В комнате, потерявшей свойства жилья, я присел боком за стол и недоуменно оглядел стены — не могло быть, чтобы Дуля никогда этого уже не увидела. Я не мог существовать среди вещей, которых она никогда не увидит. Мне надо было делать какие-то дела, это требовало энергии, и я был способен на нее, только поставив некое условие враждебному миру: если Дуля его не увидит, я не увижу тоже.
Я говорил себе это по нескольку раз на день. Условие снимало с меня чувство вины перед Дулей, которое, как я понимал, только казалось чувством, будучи на самом деле чем-то еще более иррациональным. При таком условии я мог есть и пить, видеть, думать и дышать.
Возвращаясь в больницу, ехал в автобусе, видел толпы людей на улицах и продолжал ощущать то же. Улицы существовали, как павильоны киностудии, в некоем закрытом помещении с искусственным освещением. В нем поменяли сильные лампочки на слабые и излучающие мертвящий свет.
Ощущение было физиологическим, как температура или озноб. При Дуле оно исчезло. Дуля и смерть оставались несовместимы, и потому я был рядом с ней днем и ночью — не для нее, а для себя.
До этого времени я, признаться, считал, что уже выпутался из инфантильной зависимости от других, преодолел детское иждивенчество, как-то выкрутился и стал человеком неуязвимым, ну, например, стоиком. Гордился этим.
Дело не в смерти. Что о ней говорить. Дело во мне. Жуткое подозрение, испортившее детство, подтвердилось окончательно: я по-прежнему никто. Паразит при чужой жизни. Некий присосок, который сам по себе ничего не значит. То, что раньше исходило из меня и пыталось охватить весь мир, собралось в одну точку. А ведь это самое «то, что исходило» — это агрессия. Агрессия, направленная на нечто, оборачивается зависимостью от «нечто». Хищник и жертва меняются местами.
Это надо сказать, так почему бы не здесь.
Пошел ливень. Дуля дышала тихо и в полумраке, в парике на лысой голове, похудевшая на двадцать килограмм, казалась такой, какой была в школе. Я сразу успокоился. С ней ничего не могло случиться.

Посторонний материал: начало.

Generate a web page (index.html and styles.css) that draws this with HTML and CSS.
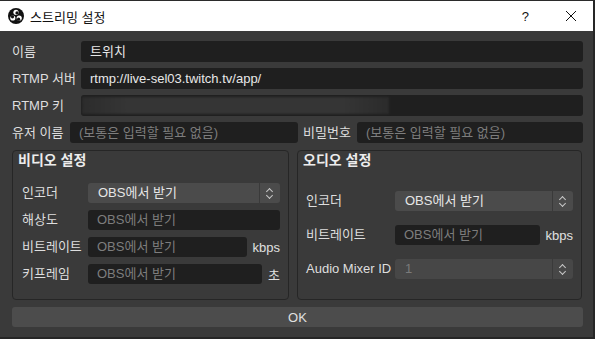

Я видел, не знаю уж как, что она здорова, и чувствовал в себе решимость сказать Ульвику, что хватит рисковать, я ее забираю. Мне не сиделось, отправился курить на крыльцо. Потоки воды срывались с бетонного козырька в полуметре от глаз, закрывая все, что за ними. Моя решимость росла. Рядом возник невролог. Тоже выскочил покурить, молодой, длинноногий и сутулый. Руку с сигаретой он подносил к губам слишком часто, как человек, которому никогда не дают докурить спокойно. Не успевал толком вдохнуть дым, тянул губы навстречу сигарете, вниз, и оттого стал похож на вопросительный знак. Ульвик уже дважды за последнюю неделю приглашал его в отделение проверить реакции Дули. Невролог заставлял ее встать с кровати и в полуобморочном состоянии вытянуть перед собой руки: проверял, не поврежден ли вестибулярный аппарат. Я ни о чем его не спросил. Уже понял: они все ничего не знают. В эти дни я как-то из палаты услышал разговор Иды по телефону на посту медсестры. Она что-то выясняла, Ульвик остановился рядом и нервно подсказывал: «Остаточная доза! Какая должна быть остаточная доза?!» Речь шла о метатрексате. Обменивались с кем-то опытом или консультировались.
Невролог убежал, я вернулся в отделение. Прежде, чем идти к Ульвику, решил еще раз взглянуть на Дулю и в двери изолятора столкнулся в выходящим оттуда Ульвиком. Он показал мне, чтобы шел за ним.
Кабинет его был маленьким, в нем помещался только письменный стол с компьютером и два кресла — врача и посетителя. Ульвик протиснулся и сел в свое, а мое загородило дверь. Я вдруг испугался. Решение забрать Дулю домой показалось глупостью.
Помолчав, Ульвик сказал:
— Я выписываю Фариду.
Я попытался осмыслить. Он объяснил:
— Если буду продолжать, я ее убью.
У него было лицо человека, который проигрался.
— Какой у нас шанс? — спросил я.
— Она прошла пять с половиной курсов из восьми положенных… Сорок процентов, — Ульвик выдержал взгляд и добавил: — Четыре дозы мабтеры — еще тридцать (мабтера — это было новое лекарство, не предусмотренное массачусетским протоколом). Сорок плюс тридцать — семьдесят процентов.